### PROBLEM:
Make an exact copy of the data below, leaving out every picture.

### DATA EXCERPT:
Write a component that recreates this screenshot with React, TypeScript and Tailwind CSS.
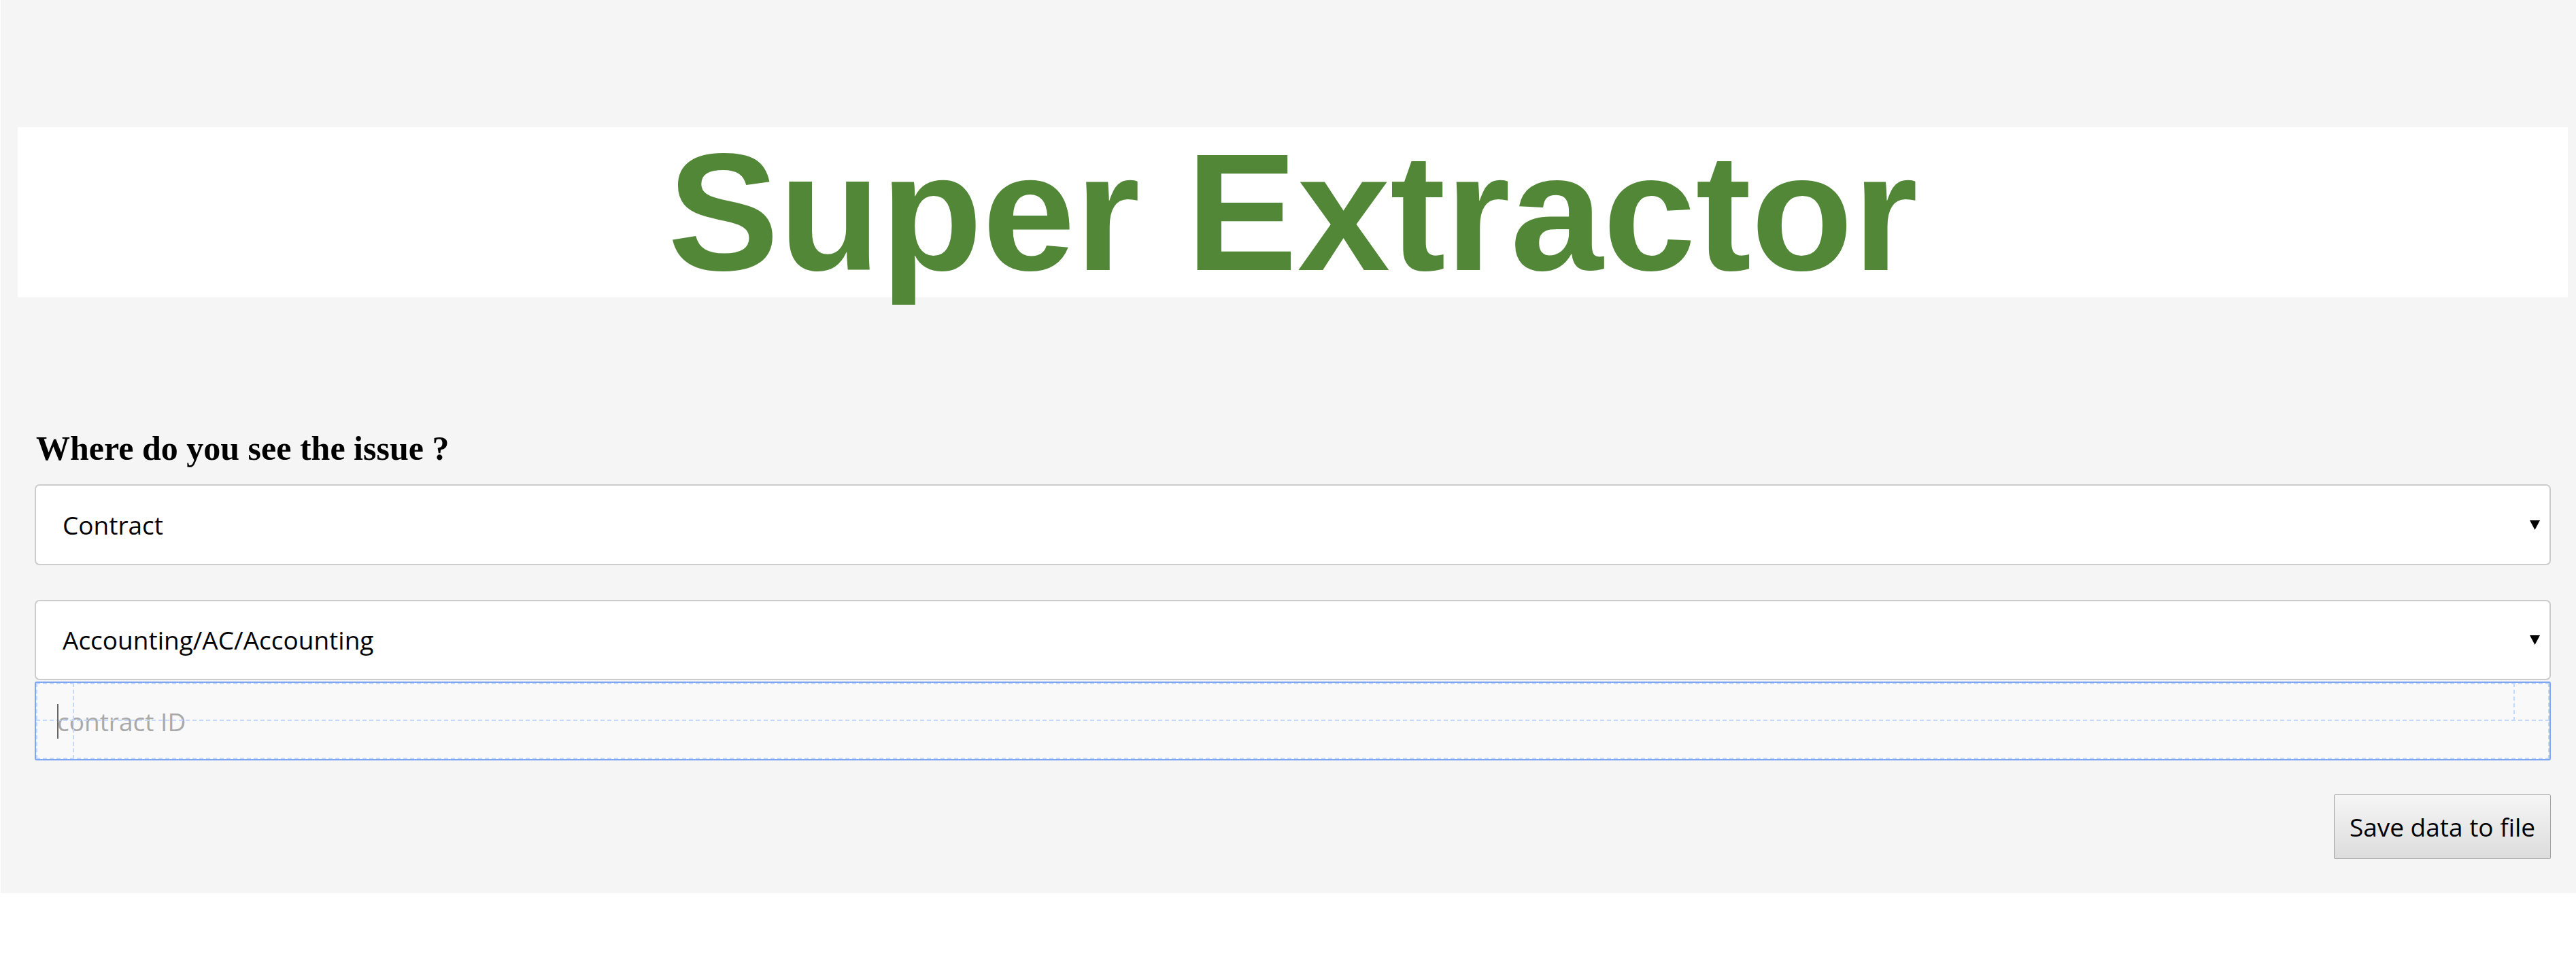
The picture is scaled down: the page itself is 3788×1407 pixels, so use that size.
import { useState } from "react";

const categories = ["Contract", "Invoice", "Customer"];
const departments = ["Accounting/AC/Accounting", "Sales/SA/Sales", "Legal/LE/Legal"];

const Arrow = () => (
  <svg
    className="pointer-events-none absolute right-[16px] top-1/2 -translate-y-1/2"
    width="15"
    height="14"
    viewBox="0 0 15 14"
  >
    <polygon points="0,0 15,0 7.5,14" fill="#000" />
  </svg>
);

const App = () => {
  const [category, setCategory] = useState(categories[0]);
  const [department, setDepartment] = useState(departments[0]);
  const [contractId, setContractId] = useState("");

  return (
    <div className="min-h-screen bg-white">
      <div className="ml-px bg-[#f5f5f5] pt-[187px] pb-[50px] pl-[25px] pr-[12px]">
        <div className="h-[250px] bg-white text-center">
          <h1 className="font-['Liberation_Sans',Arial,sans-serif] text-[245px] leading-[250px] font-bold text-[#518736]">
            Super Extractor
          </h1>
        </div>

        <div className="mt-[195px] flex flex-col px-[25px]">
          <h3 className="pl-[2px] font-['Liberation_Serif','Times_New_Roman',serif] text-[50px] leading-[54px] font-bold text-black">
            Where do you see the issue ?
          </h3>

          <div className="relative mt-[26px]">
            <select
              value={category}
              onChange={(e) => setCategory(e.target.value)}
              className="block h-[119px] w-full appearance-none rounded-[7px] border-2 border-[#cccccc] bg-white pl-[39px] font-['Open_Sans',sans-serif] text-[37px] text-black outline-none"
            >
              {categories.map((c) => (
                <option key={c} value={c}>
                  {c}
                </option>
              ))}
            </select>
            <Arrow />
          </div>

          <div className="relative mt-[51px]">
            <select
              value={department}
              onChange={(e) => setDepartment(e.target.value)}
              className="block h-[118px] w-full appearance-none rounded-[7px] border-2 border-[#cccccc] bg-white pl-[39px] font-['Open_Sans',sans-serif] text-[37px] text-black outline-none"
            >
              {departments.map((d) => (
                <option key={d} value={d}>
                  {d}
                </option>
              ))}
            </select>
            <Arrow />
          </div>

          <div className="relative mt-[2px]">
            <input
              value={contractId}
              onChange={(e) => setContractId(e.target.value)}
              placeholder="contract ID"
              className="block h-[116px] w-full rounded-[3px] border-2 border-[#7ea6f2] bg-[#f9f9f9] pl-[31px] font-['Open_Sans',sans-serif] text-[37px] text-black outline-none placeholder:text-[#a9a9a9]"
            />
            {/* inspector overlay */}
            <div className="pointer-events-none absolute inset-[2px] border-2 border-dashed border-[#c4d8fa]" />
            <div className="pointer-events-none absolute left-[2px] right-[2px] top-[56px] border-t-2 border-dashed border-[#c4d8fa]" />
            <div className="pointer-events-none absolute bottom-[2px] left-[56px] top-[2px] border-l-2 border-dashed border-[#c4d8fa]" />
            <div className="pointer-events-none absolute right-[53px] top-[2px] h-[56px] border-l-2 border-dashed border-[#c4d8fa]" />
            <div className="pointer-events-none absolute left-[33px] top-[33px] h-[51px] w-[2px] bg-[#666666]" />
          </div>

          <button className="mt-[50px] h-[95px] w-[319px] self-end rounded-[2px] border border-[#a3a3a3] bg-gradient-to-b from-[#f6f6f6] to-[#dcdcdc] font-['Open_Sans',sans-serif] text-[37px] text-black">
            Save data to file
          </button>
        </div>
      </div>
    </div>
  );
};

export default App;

### TASK RESPONSE:
Write a component that recreates this screenshot with React, TypeScript and Tailwind CSS.
The picture is scaled down: the page itself is 3788×1407 pixels, so use that size.
import { useState } from "react";

const categories = ["Contract", "Invoice", "Customer"];
const departments = ["Accounting/AC/Accounting", "Sales/SA/Sales", "Legal/LE/Legal"];

const Arrow = () => (
  <svg
    className="pointer-events-none absolute right-[16px] top-1/2 -translate-y-1/2"
    width="15"
    height="14"
    viewBox="0 0 15 14"
  >
    <polygon points="0,0 15,0 7.5,14" fill="#000" />
  </svg>
);

const App = () => {
  const [category, setCategory] = useState(categories[0]);
  const [department, setDepartment] = useState(departments[0]);
  const [contractId, setContractId] = useState("");

  return (
    <div className="min-h-screen bg-white">
      <div className="ml-px bg-[#f5f5f5] pt-[187px] pb-[50px] pl-[25px] pr-[12px]">
        <div className="h-[250px] bg-white text-center">
          <h1 className="font-['Liberation_Sans',Arial,sans-serif] text-[245px] leading-[250px] font-bold text-[#518736]">
            Super Extractor
          </h1>
        </div>

        <div className="mt-[195px] flex flex-col px-[25px]">
          <h3 className="pl-[2px] font-['Liberation_Serif','Times_New_Roman',serif] text-[50px] leading-[54px] font-bold text-black">
            Where do you see the issue ?
          </h3>

          <div className="relative mt-[26px]">
            <select
              value={category}
              onChange={(e) => setCategory(e.target.value)}
              className="block h-[119px] w-full appearance-none rounded-[7px] border-2 border-[#cccccc] bg-white pl-[39px] font-['Open_Sans',sans-serif] text-[37px] text-black outline-none"
            >
              {categories.map((c) => (
                <option key={c} value={c}>
                  {c}
                </option>
              ))}
            </select>
            <Arrow />
          </div>

          <div className="relative mt-[51px]">
            <select
              value={department}
              onChange={(e) => setDepartment(e.target.value)}
              className="block h-[118px] w-full appearance-none rounded-[7px] border-2 border-[#cccccc] bg-white pl-[39px] font-['Open_Sans',sans-serif] text-[37px] text-black outline-none"
            >
              {departments.map((d) => (
                <option key={d} value={d}>
                  {d}
                </option>
              ))}
            </select>
            <Arrow />
          </div>

          <div className="relative mt-[2px]">
            <input
              value={contractId}
              onChange={(e) => setContractId(e.target.value)}
              placeholder="contract ID"
              className="block h-[116px] w-full rounded-[3px] border-2 border-[#7ea6f2] bg-[#f9f9f9] pl-[31px] font-['Open_Sans',sans-serif] text-[37px] text-black outline-none placeholder:text-[#a9a9a9]"
            />
            {/* inspector overlay */}
            <div className="pointer-events-none absolute inset-[2px] border-2 border-dashed border-[#c4d8fa]" />
            <div className="pointer-events-none absolute left-[2px] right-[2px] top-[56px] border-t-2 border-dashed border-[#c4d8fa]" />
            <div className="pointer-events-none absolute bottom-[2px] left-[56px] top-[2px] border-l-2 border-dashed border-[#c4d8fa]" />
            <div className="pointer-events-none absolute right-[53px] top-[2px] h-[56px] border-l-2 border-dashed border-[#c4d8fa]" />
            <div className="pointer-events-none absolute left-[33px] top-[33px] h-[51px] w-[2px] bg-[#666666]" />
          </div>

          <button className="mt-[50px] h-[95px] w-[319px] self-end rounded-[2px] border border-[#a3a3a3] bg-gradient-to-b from-[#f6f6f6] to-[#dcdcdc] font-['Open_Sans',sans-serif] text-[37px] text-black">
            Save data to file
          </button>
        </div>
      </div>
    </div>
  );
};

export default App;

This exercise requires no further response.